I did that only because when doing "help(arange)" it gave me that dependency and
I wanted to be sure to use the right one here. So why is Ipython giving me that
instead of the most direct one?

thanks again
Eric

···

I agree. numpy.core.multiarray is the base object for arrays, but it
not really supposed to be used directly. All arrays should have a
dtypechar property, and since that was the source of your original
error, I am even more sure you shouldn't use it directly.
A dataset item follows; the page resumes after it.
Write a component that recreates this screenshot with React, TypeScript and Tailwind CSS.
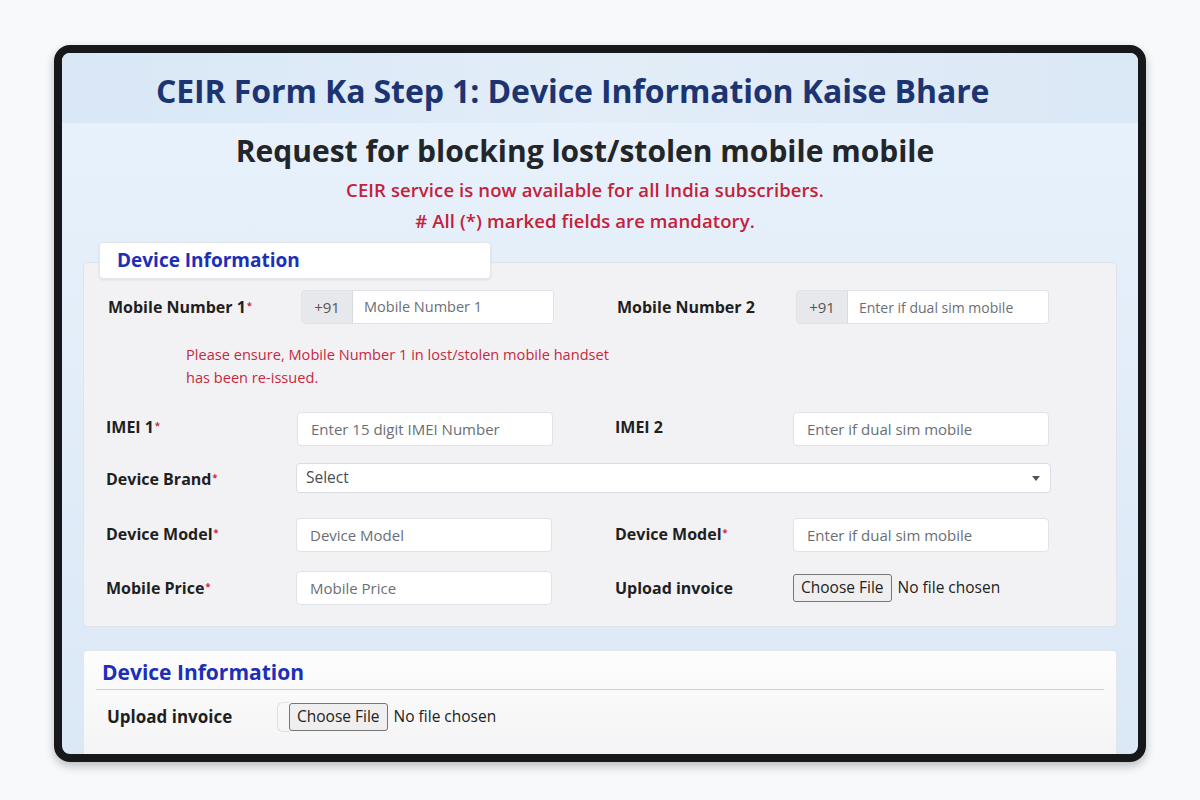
const font = { fontFamily: '"Open Sans", "Noto Sans", sans-serif' };

const Req = () => <sup className="text-[#d0213a] text-[9px] ml-[1px] relative -top-[4px] font-bold">*</sup>;

const Label = ({ text, req }: { text: string; req?: boolean }) => (
  <div className="text-[16px] font-bold text-[#1f1f1f] whitespace-nowrap">
    {text}
    {req && <Req />}
  </div>
);

const TextInput = ({ placeholder }: { placeholder: string }) => (
  <div className="h-[34px] w-[256px] rounded-[4px] border border-[#dfe2e6] bg-white px-[13px] flex items-center text-[15px] text-[#6b6f75]">
    {placeholder}
  </div>
);

const PhoneInput = ({ placeholder, small }: { placeholder: string; small?: boolean }) => (
  <div className="h-[34px] w-[253px] ml-[4px] flex rounded-[4px] border border-[#dfe2e6] overflow-hidden">
    <div className="w-[51px] bg-[#e6e8ec] border-r border-[#d7dadf] flex items-center justify-center text-[15px] text-[#555]">
      +91
    </div>
    <div className={`flex-1 bg-white px-[11px] flex items-center text-[#6b6f75] ${small ? 'text-[14px]' : 'text-[14.5px]'}`}>{placeholder}</div>
  </div>
);

const FileInput = () => (
  <div className="flex items-center gap-[6px] text-[15.5px] text-[#222]">
    <span className="h-[28px] px-[7px] flex items-center bg-[#efefef] border border-[#767676] rounded-[3px]">Choose File</span>
    <span>No file chosen</span>
  </div>
);

export default function App() {
  return (
    <div className="min-h-[800px] bg-[#f8f9fa] pt-[45px] pl-[54px]" style={font}>
      <div className="w-[1092px] h-[717px] rounded-[16px] border-[8px] border-[#17181a] overflow-hidden bg-gradient-to-b from-[#e9f2fc] to-[#dbe8f6] shadow-[0_4px_10px_rgba(0,0,0,0.25)]">
        {/* title band */}
        <div className="h-[70px] bg-gradient-to-r from-[#d9e7f6] via-[#e2edf8] to-[#dbe8f5] flex items-center pl-[94px] pt-[5px]">
          <h1 className="text-[32px] font-bold text-[#1c3572] tracking-[-0.1px]">
            CEIR Form Ka Step 1: Device Information Kaise Bhare
          </h1>
        </div>

        <div className="text-center pr-[30px] pt-[8px]">
          <h2 className="text-[30px] font-bold text-[#232629] leading-[40px] tracking-[0px]">
            Request for blocking lost/stolen mobile mobile
          </h2>
          <p className="mt-[7px] text-[18.5px] font-semibold text-[#c4213b] leading-[24px] tracking-[0.1px]">
            CEIR service is now available for all India subscribers.
          </p>
          <p className="mt-[7px] text-[18.5px] font-semibold text-[#c4213b] leading-[24px] tracking-[0.1px]">
            # All (*) marked fields are mandatory.
          </p>
        </div>

        {/* first card */}
        <div className="mx-[21px] mt-[9px]">
          <div className="relative z-10 ml-[16px] w-[392px] h-[37px] bg-white rounded-[4px] border border-[#e3e6ea] shadow-[0_1px_3px_rgba(0,0,0,0.08)] flex items-center pl-[17px] -mb-[17px]">
            <span className="text-[19px] font-bold text-[#1c2fb8]">Device Information</span>
          </div>
          <div className="bg-[#f2f2f4] border border-[#e0e3e8] rounded-[4px] pl-[22px] pt-[27px] pb-[21px]">
            {/* row 1 */}
            <div className="flex items-center">
              <div className="w-[191px] pl-[2px]"><Label text="Mobile Number 1" req /></div>
              <PhoneInput placeholder="Mobile Number 1" />
              <div className="w-[63px]" />
              <div className="w-[175px]"><Label text="Mobile Number 2" /></div>
              <PhoneInput placeholder="Enter if dual sim mobile" small />
            </div>
            <p className="ml-[80px] mt-[19px] text-[14.6px] leading-[23px] text-[#c8283f]">
              Please ensure, Mobile Number 1 in lost/stolen mobile handset
              <br />
              has been re-issued.
            </p>
            {/* imei */}
            <div className="flex items-center mt-[23px]">
              <div className="w-[191px] -mt-[4px]"><Label text="IMEI 1" req /></div>
              <TextInput placeholder="Enter 15 digit IMEI Number" />
              <div className="w-[62px]" />
              <div className="w-[178px] -mt-[4px]"><Label text="IMEI 2" /></div>
              <TextInput placeholder="Enter if dual sim mobile" />
            </div>
            {/* brand */}
            <div className="flex items-center mt-[17px]">
              <div className="w-[190px] pt-[2px]"><Label text="Device Brand" req /></div>
              <div className="h-[30px] w-[755px] rounded-[4px] border border-[#d9dce1] bg-white pl-[9px] pr-[10px] flex items-center justify-between text-[15.5px] text-[#4a4d52]">
                <span>Select</span>
                <span className="w-0 h-0 border-l-[4px] border-r-[4px] border-t-[5px] border-l-transparent border-r-transparent border-t-[#555]" />
              </div>
            </div>
            {/* model */}
            <div className="flex items-center mt-[25px]">
              <div className="w-[190px] -mt-[2px]"><Label text="Device Model" req /></div>
              <TextInput placeholder="Device Model" />
              <div className="w-[63px]" />
              <div className="w-[178px] -mt-[2px]"><Label text="Device Model" req /></div>
              <TextInput placeholder="Enter if dual sim mobile" />
            </div>
            {/* price */}
            <div className="flex items-center mt-[19px]">
              <div className="w-[190px]"><Label text="Mobile Price" req /></div>
              <TextInput placeholder="Mobile Price" />
              <div className="w-[63px]" />
              <div className="w-[178px]"><Label text="Upload invoice" /></div>
              <FileInput />
            </div>
          </div>
        </div>

        {/* second card */}
        <div className="mx-[21px] mt-[23px] h-[120px] bg-gradient-to-b from-[#fdfdfd] to-[#f3f3f5] border border-[#e3e6ea] rounded-[4px] pt-[7px] px-[12px]">
          <h3 className="pl-[6px] text-[21px] font-bold text-[#1c2fb8] leading-[28px]">Device Information</h3>
          <div className="mt-[3px] border-t border-[#cfd2d6]" />
          <div className="flex items-center mt-[12px] pl-[11px]">
            <div className="w-[170px] text-[17px] font-bold text-[#1f1f1f]">Upload invoice</div>
            <div className="h-[30px] border-l border-y border-[#dcdfe3] rounded-l-[6px] w-[12px]" />
            <FileInput />
          </div>
        </div>
      </div>
    </div>
  );
}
Chris's
suggestions are the correct approach.

On 1/19/06, Christopher Barker <Chris.Barker@...259...> wrote:
> Eric Emsellem wrote:
>
> > I have switched to numpy (I was using numarray before) with matplotlib.
>
> > x = numpy.core.multiarray.arange(0.,6.,1.)
>
> Why not use:
>
> x = numpy.arange(0.,6.,1.)
>
> Or maybe better with MPL:
>
> import matplotlib.numerix as nx
> x = nx.arange(0.,6.,1.)
>
> after setting numerix appropriately in .matplotlibrc.
>
> -Chris
>
>
> --
> Christopher Barker, Ph.D.
> Oceanographer
>
> NOAA/OR&R/HAZMAT (206) 526-6959 voice
> 7600 Sand Point Way NE (206) 526-6329 fax
> Seattle, WA 98115 (206) 526-6317 main reception
>
> Chris.Barker@...259...
>
>
> -------------------------------------------------------
> This SF.net email is sponsored by: Splunk Inc. Do you grep through log
files
> for problems? Stop! Download the new AJAX search engine that makes
> searching your log files as easy as surfing the web. DOWNLOAD SPLUNK!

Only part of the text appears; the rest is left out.